Fire authorities might not have access to Dryad’s tech yet, but fire-detection technology is not a new concept. Companies like Pano use ML-trained cameras to detect and alert authorities to fires before they spread, and startups like Cornea and Edgybees have sprouted up to help authorities by using overlays and prediction modeling to help track the progress of wildfires as they develop.
For its part, Dryad’s tech centers around a solar-powered gas sensor that uses machine learning to detect the “gas composition that is typical for a wildfire,” including hydrogen and carbon monoxide, Brinkschulte said.
Brinkschulte said Dryad’s sensors, which scan for fires every minute, are able to identify and alert authorities to a smoldering fire within an hour, while other methods, like satellites, drones, or cameras, can take hours to sense and report fires.

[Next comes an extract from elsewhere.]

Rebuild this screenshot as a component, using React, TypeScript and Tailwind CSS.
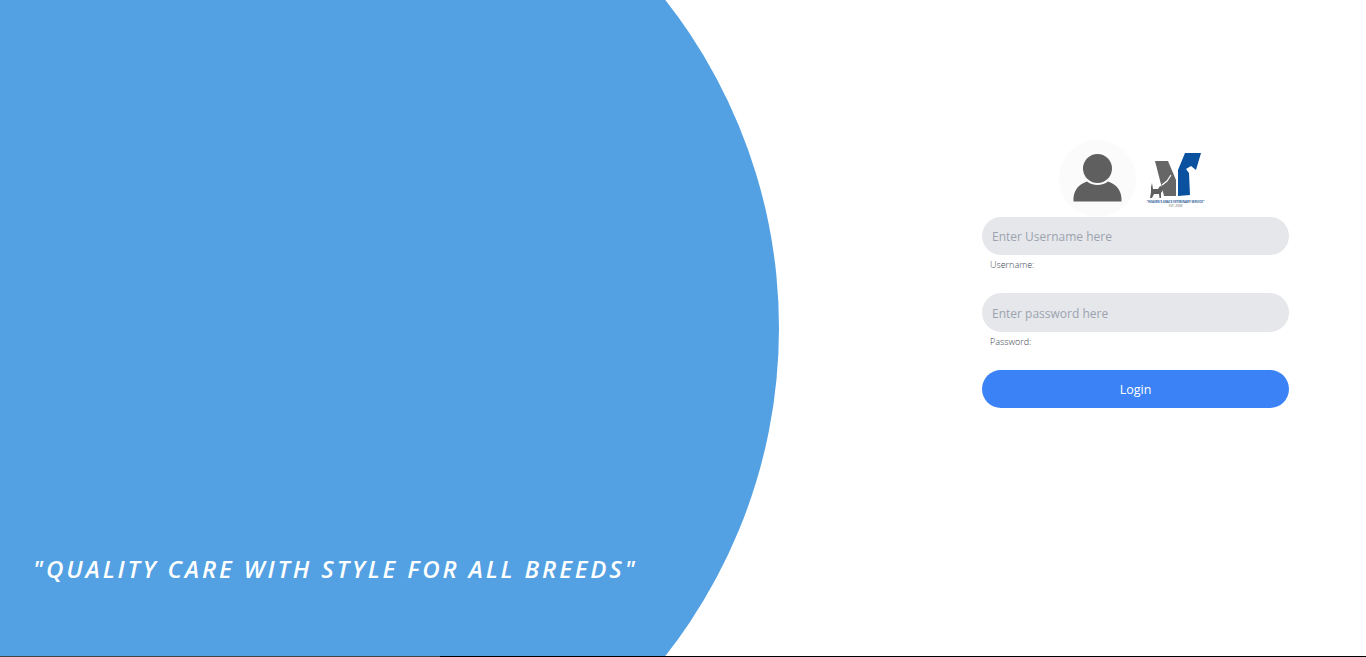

In remote areas like a forest, where connectivity is low, Dryad’s tech operates through a mesh network planted in the forest, which then relays information collected from the sensors to satellites flying overhead, enabling the fast transmission of information to fire authorities. The company partnered with the SpaceX-owned connectivity company, Swarm, to tap into its satellite network.
Brinkschulte emphasized that no fire-detection tech is a “single silver bullet,” but feels that Dryad’s advantage lies in its potential to spot fires “faster than all of the other detection methodologies,” particularly under the tree canopy.